For his teeth seem for laughing round an apple.
There lurk no claws behind his fingers supple;
And God will grow no talons at his heels,
Nor antlers through the thickness of his curls.

- Wilfred Owen

In "Arms and the Boy," Wilfred Owen contrasts personifications of weapons of war with lines showing the aberrant nature of war. Weapons must be given to young men—they are not a natural aspect of human life.
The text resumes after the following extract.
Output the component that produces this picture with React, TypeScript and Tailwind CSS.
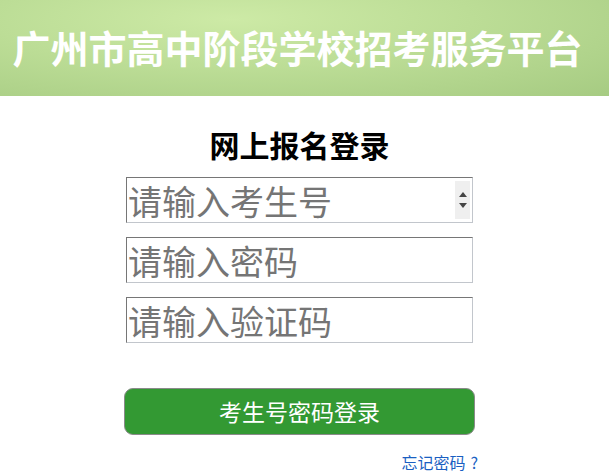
import { useState } from 'react';

const cjk = "font-['Microsoft_YaHei','Noto_Sans_CJK_SC',sans-serif]";

function Spinner() {
    return (
        <div className="flex flex-col justify-center gap-[6px] w-[15px] h-[38px] bg-[#efefef] mr-[2px]">
            <div className="mx-auto w-0 h-0 border-x-[4px] border-x-transparent border-b-[5px] border-b-[#444]" />
            <div className="mx-auto w-0 h-0 border-x-[4px] border-x-transparent border-t-[5px] border-t-[#444]" />
        </div>
    );
}

function Field({ placeholder, value, onChange, type = 'text', spinner = false }: {
    placeholder: string;
    value: string;
    onChange: (v: string) => void;
    type?: string;
    spinner?: boolean;
}) {
    return (
        <div className="flex items-center w-[347px] h-[46px] border border-t-[#767676] border-l-[#767676] border-b-[#c2c6cc] border-r-[#c2c6cc] bg-white">
            <input
                type={type}
                value={value}
                onChange={e => onChange(e.target.value)}
                placeholder={placeholder}
                className={`flex-1 min-w-0 h-full pl-[1px] text-[34px] leading-none text-[#333] placeholder:text-[#757575] outline-none bg-transparent ${cjk}`}
            />
            {spinner && <Spinner />}
        </div>
    );
}

export default function App() {
    const [ksh, setKsh] = useState('');
    const [mm, setMm] = useState('');
    const [yzm, setYzm] = useState('');

    return (
        <div className={`w-[609px] h-[475px] bg-white overflow-hidden ${cjk}`}>
            <div className="h-[96px] flex items-center justify-center bg-[radial-gradient(ellipse_at_38%_20%,#cdeaa6_0%,#bcdd96_45%,#a6cb82_100%)]">
                <h1 className="text-[38px] font-bold text-white leading-none pb-[2px] pr-[14px]">广州市高中阶段学校招考服务平台</h1>
            </div>

            <div className="pl-[126px] pt-[33px]">
                <h2 className="w-[347px] text-center text-[30px] font-bold text-black leading-none">网上报名登录</h2>

                <div className="mt-[18px] flex flex-col gap-[14px]">
                    <Field placeholder="请输入考生号" value={ksh} onChange={setKsh} spinner />
                    <Field placeholder="请输入密码" value={mm} onChange={setMm} type="password" />
                    <Field placeholder="请输入验证码" value={yzm} onChange={setYzm} />
                </div>

                <button className="mt-[45px] -ml-[2px] w-[351px] h-[47px] rounded-[9px] border border-[#8a8a8a] bg-[#339933] text-white text-[23px] leading-none">
                    考生号密码登录
                </button>

                <div className="w-[352px] text-right mt-[15px]">
                    <a href="#" className="text-[16px] text-[#1a5fc2] leading-none">忘记密码<span className="ml-[5px]">?</span></a>
                </div>
            </div>
        </div>
    );
}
The poem's central relationship is identified in its title: "Arms and the Boy." "Let the boy try along this bayonet-blade," reads its first line, in which the speaker uses euphemistic language to urge that the boy be given weapons. The opening of the second stanza, similarly, implores, "Lend him"—an ironic suggestion, given the fact that no boy "lent" to war returns home whole. The speaker's tone seems deceitful—almost like the vicious whispering of a tempter—as disturbingly paradoxical imagery is used to describe weapons of war: "Lend him," comes the speaker's sibilant hiss, "to stroke these blind, blunt bullet-heads / Which long to nuzzle in the hearts of lads."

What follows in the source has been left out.